Nel secondo cd la voce guida diventa quella di Sarah Dietrich, la novità dei nuovi Ardecore. A lei spetta il compito di dare luminosità con la sua voce a Io de sospiri, un brano tradizionale romanesco virato in dark, a cui si aggiunge in chiusura la voce di Felici Un piccolo gioiello di cinque righe. Il gioco a due voci si esplica al meglio in

La povera Cecilia, altro brano tradizionale con David Tibet ospite alla voce. Brano già riscoperto da Gastone Pietrucci con La Macina nella versione marchigiana, qui riproposto in una versione dal suono più scuro, narra la vicenda struggente di Cecilia che si dà al capitano nella speranza di salvare il marito imprigionato e condannato a morte. Speranza tradita dal capitano, che dopo la notte d’amore con Cecilia farà comunque uccidere il marito. Metafora del potere, che sfrutta e sottomette il popolo.

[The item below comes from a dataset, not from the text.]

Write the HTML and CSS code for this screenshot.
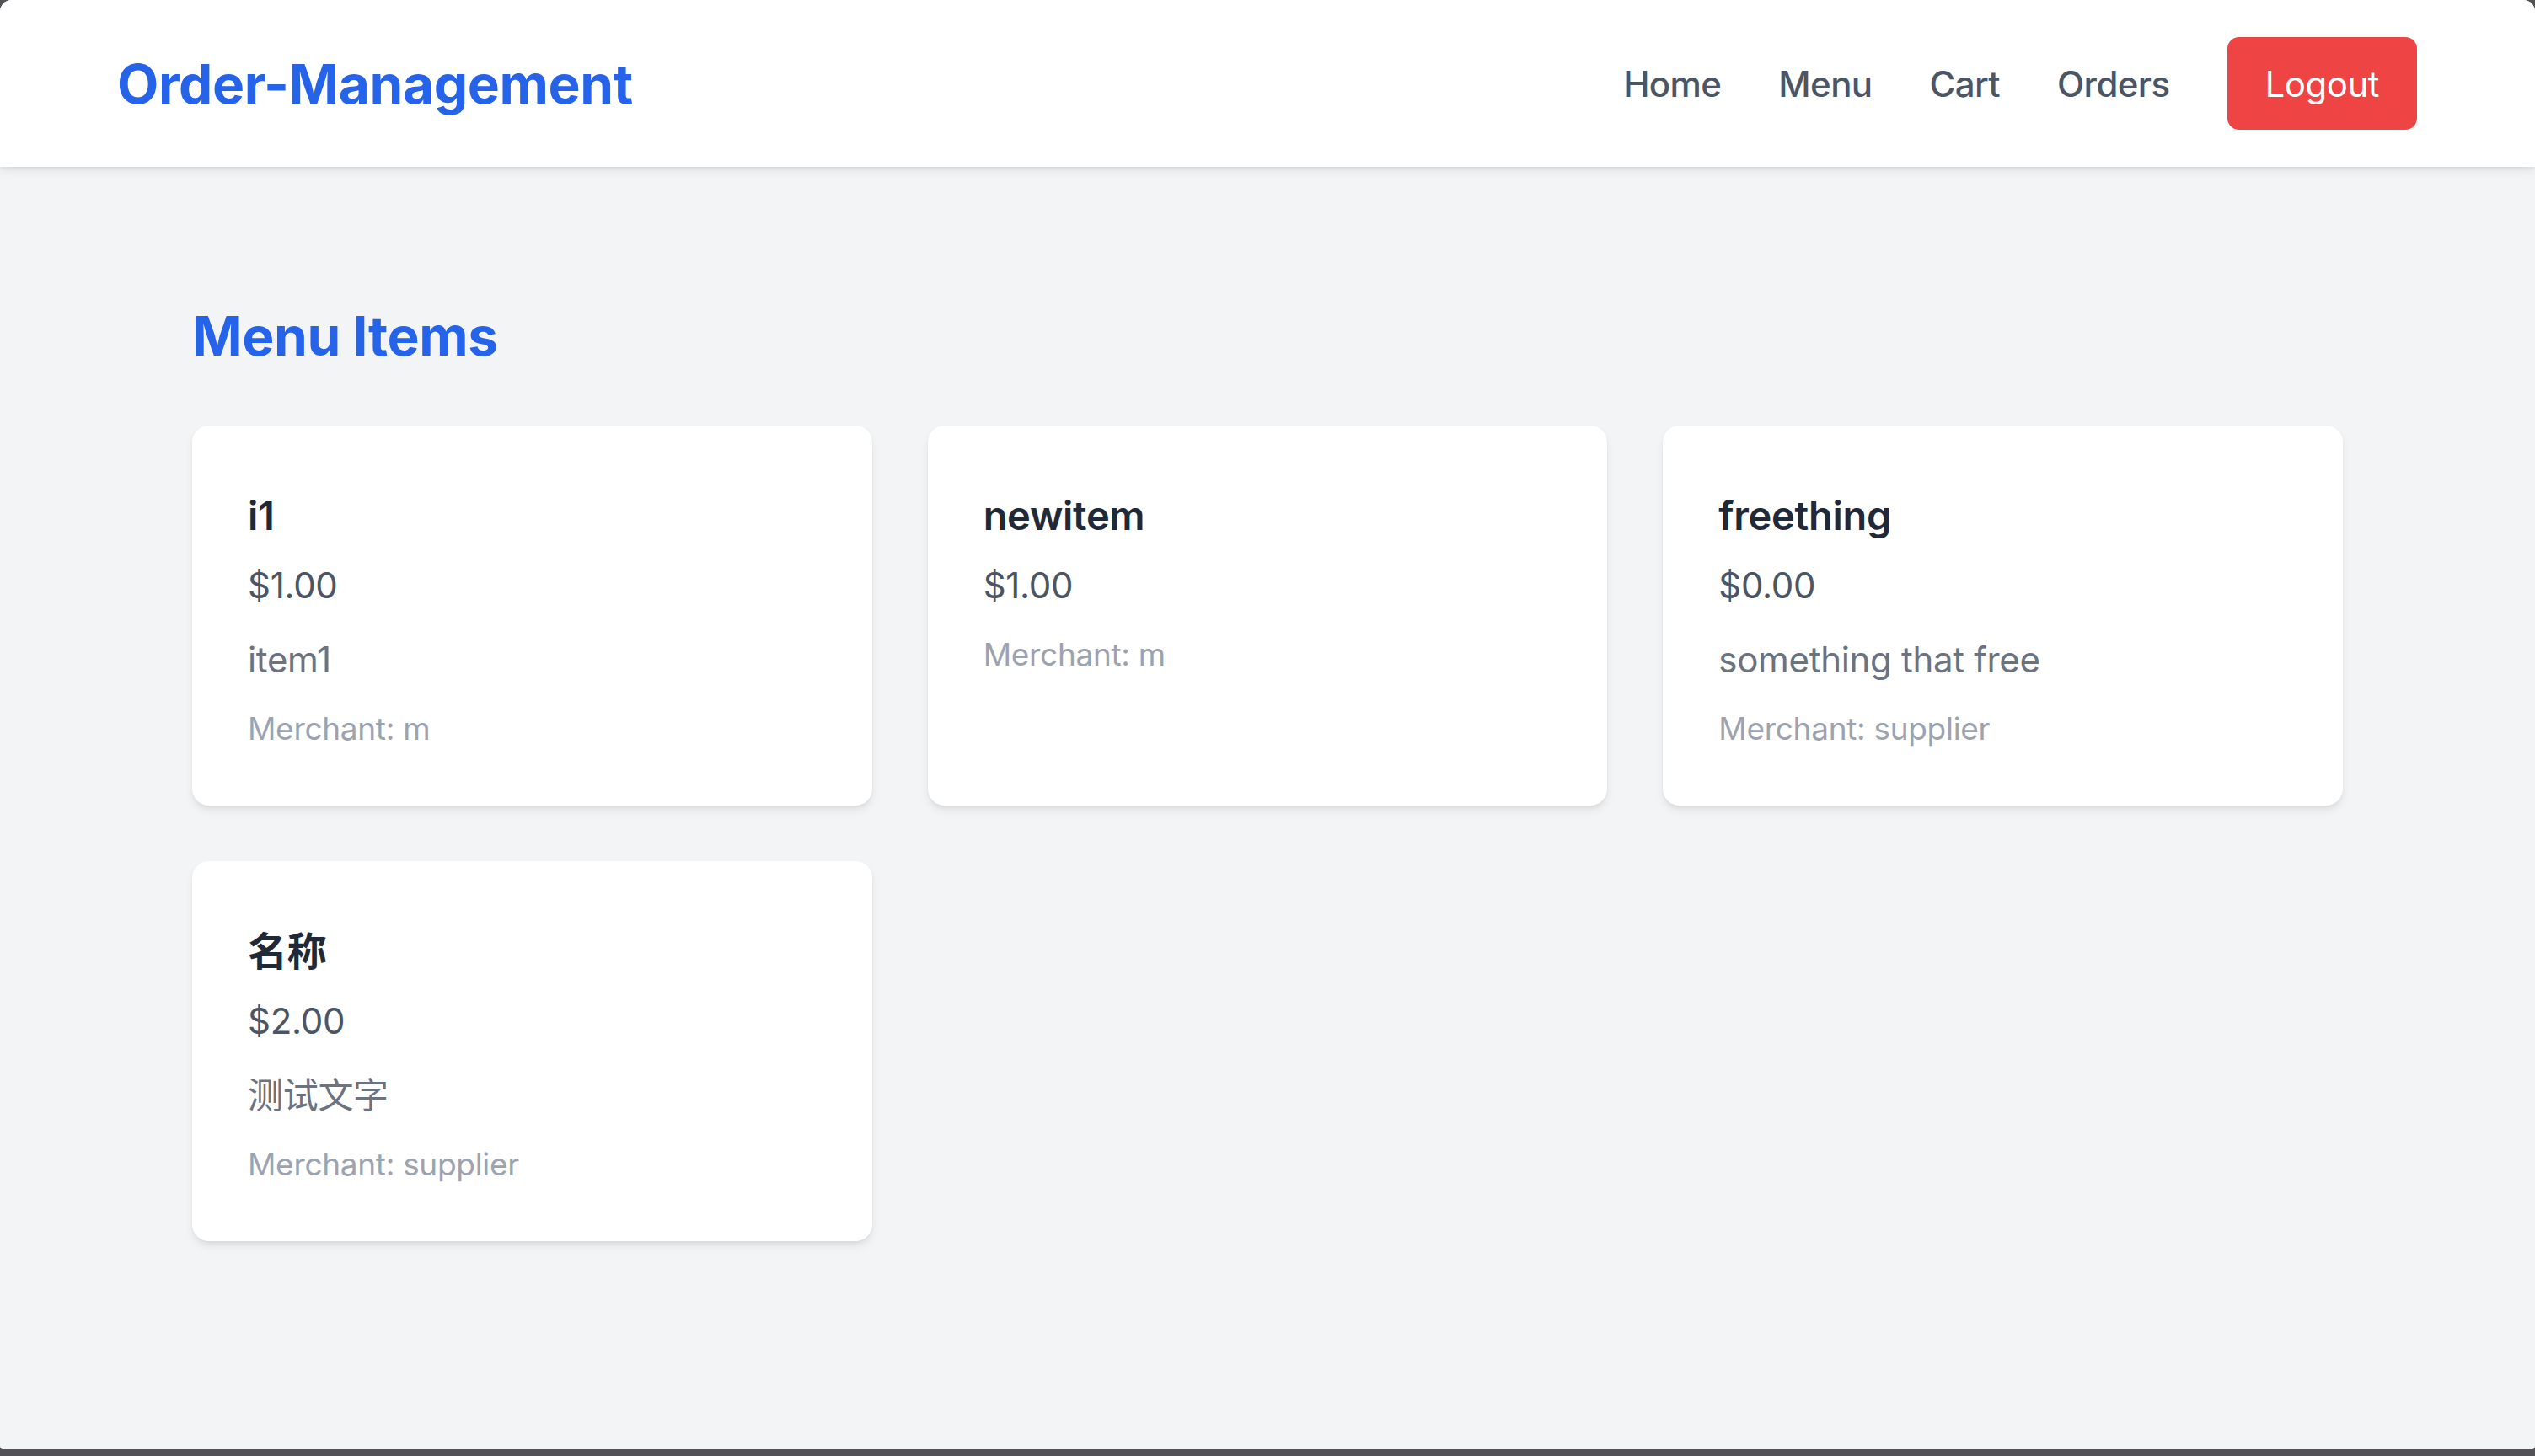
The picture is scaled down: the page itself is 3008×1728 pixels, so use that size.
FILE: index.html
```html
<!DOCTYPE html>
<html lang="en">
<head>
<meta charset="utf-8">
<title>Order-Management</title>
<link rel="stylesheet" href="styles.css">
</head>
<body>
<div class="window">
  <header class="topbar">
    <a class="brand" href="#">Order-Management</a>
    <nav class="nav">
      <a class="nav-link" href="#">Home</a>
      <a class="nav-link" href="#">Menu</a>
      <a class="nav-link" href="#">Cart</a>
      <a class="nav-link" href="#">Orders</a>
      <button class="logout" type="button">Logout</button>
    </nav>
  </header>
  <main class="main">
    <h1 class="page-title">Menu Items</h1>
    <div class="grid">
      <div class="card">
        <h2 class="card-title">i1</h2>
        <p class="price">$1.00</p>
        <p class="desc">item1</p>
        <p class="merchant">Merchant: m</p>
      </div>
      <div class="card">
        <h2 class="card-title">newitem</h2>
        <p class="price">$1.00</p>
        <p class="merchant">Merchant: m</p>
      </div>
      <div class="card">
        <h2 class="card-title">freething</h2>
        <p class="price">$0.00</p>
        <p class="desc">something that free</p>
        <p class="merchant">Merchant: supplier</p>
      </div>
      <div class="card">
        <h2 class="card-title">名称</h2>
        <p class="price">$2.00</p>
        <p class="desc">测试文字</p>
        <p class="merchant">Merchant: supplier</p>
      </div>
    </div>
  </main>
</div>
</body>
</html>
```

FILE: styles.css
```css
html {
  background: #525257;
}
body {
  margin: 0;
  font-family: Inter, "Noto Sans CJK SC", sans-serif;
}
.window {
  height: 1720px;
  background: #f3f4f6;
  border-radius: 14px 14px 4px 4px;
  overflow: hidden;
}
.topbar {
  height: 198px;
  background: #ffffff;
  box-shadow: 0 4px 12px rgba(0, 0, 0, 0.08), 0 2px 4px rgba(0, 0, 0, 0.06);
  display: flex;
  align-items: center;
  justify-content: space-between;
  padding: 0 140px 0 139px;
  position: relative;
}
.brand {
  color: #2563eb;
  font-weight: 700;
  font-size: 64px;
  letter-spacing: -0.4px;
  text-decoration: none;
}
.nav {
  display: flex;
  align-items: center;
  gap: 68px;
}
.nav-link {
  color: #4b5563;
  font-size: 42px;
  font-weight: 500;
  letter-spacing: -0.6px;
  text-decoration: none;
}
.logout {
  background: #ef4444;
  color: #ffffff;
  border: none;
  border-radius: 14px;
  height: 110px;
  padding: 0 45px;
  font-family: Inter, sans-serif;
  font-size: 42px;
  font-weight: 400;
  letter-spacing: -0.5px;
}
.main {
  width: 2552px;
  margin: 0 auto;
  padding-top: 161px;
}
.page-title {
  margin: 0 0 66px;
  color: #2563eb;
  font-size: 64px;
  line-height: 80px;
  font-weight: 700;
  letter-spacing: -0.4px;
}
.grid {
  display: grid;
  grid-template-columns: repeat(3, 1fr);
  gap: 66px;
}
.card {
  background: #ffffff;
  border-radius: 20px;
  box-shadow: 0 6px 12px -2px rgba(0, 0, 0, 0.1), 0 3px 6px -3px rgba(0, 0, 0, 0.08);
  padding: 68px 66px 66px;
  height: 451px;
  box-sizing: border-box;
}
.card p,
.card h2 {
  margin: 0;
}
.card-title {
  font-size: 47px;
  line-height: 78px;
  font-weight: 600;
  color: #1f2937;
  letter-spacing: -0.3px;
}
.price {
  margin-top: 16px !important;
  font-size: 42px;
  line-height: 56px;
  color: #4b5563;
  letter-spacing: -0.3px;
}
.desc {
  margin-top: 32px !important;
  font-size: 42px;
  line-height: 56px;
  color: #6b7280;
  letter-spacing: -0.3px;
}
.merchant {
  margin-top: 30px !important;
  font-size: 37px;
  line-height: 48px;
  color: #9ca3af;
  letter-spacing: -0.3px;
}
```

La splendida voce della Dietrich la ritroviamo in Vola, vola, una ninna nanna in romanesco con un accompagnamento musicale minimale del pianoforte, e soprattutto nello splendido omaggio alla grande Gabriella Ferri, dal cui repertorio gli Ardecore riscoprono Te possino da tante cortellate.

Chiude il disco Nina viè giù, altro brano tradizionale, e ancora una grande versione prosciugata all’osso, ripulita dai suoni aggiunti nel corso degli anni dai vari interpreti della canzone popolare romana per edulcorare queste storie quasi sempre tristi e maledette.

Un’opera impegnativa e inconsueta nel panorama musicale italiano, davvero coraggiosa. Colpisce come i testi originali siano scritti in maniera davvero popolare, tanto da confonderli quasi con i brani ripresi dalla tradizione, e come però al contempo anche questi ultimi si adattino in maniera perfetta a musiche che, sebbene nascano dalla tradizione, hanno i piedi ben piantati nel rock inglese e americano degli ultimi quaranta anni. Un lavoro che ovviamente non parla della Roma di oggi (lo stesso Felici ammette che chi meglio descrive la Roma di oggi siano i rapper, i veri cantastorie del nostro tempo), ma che comunque non si configura di certo come un’operazione nostalgia.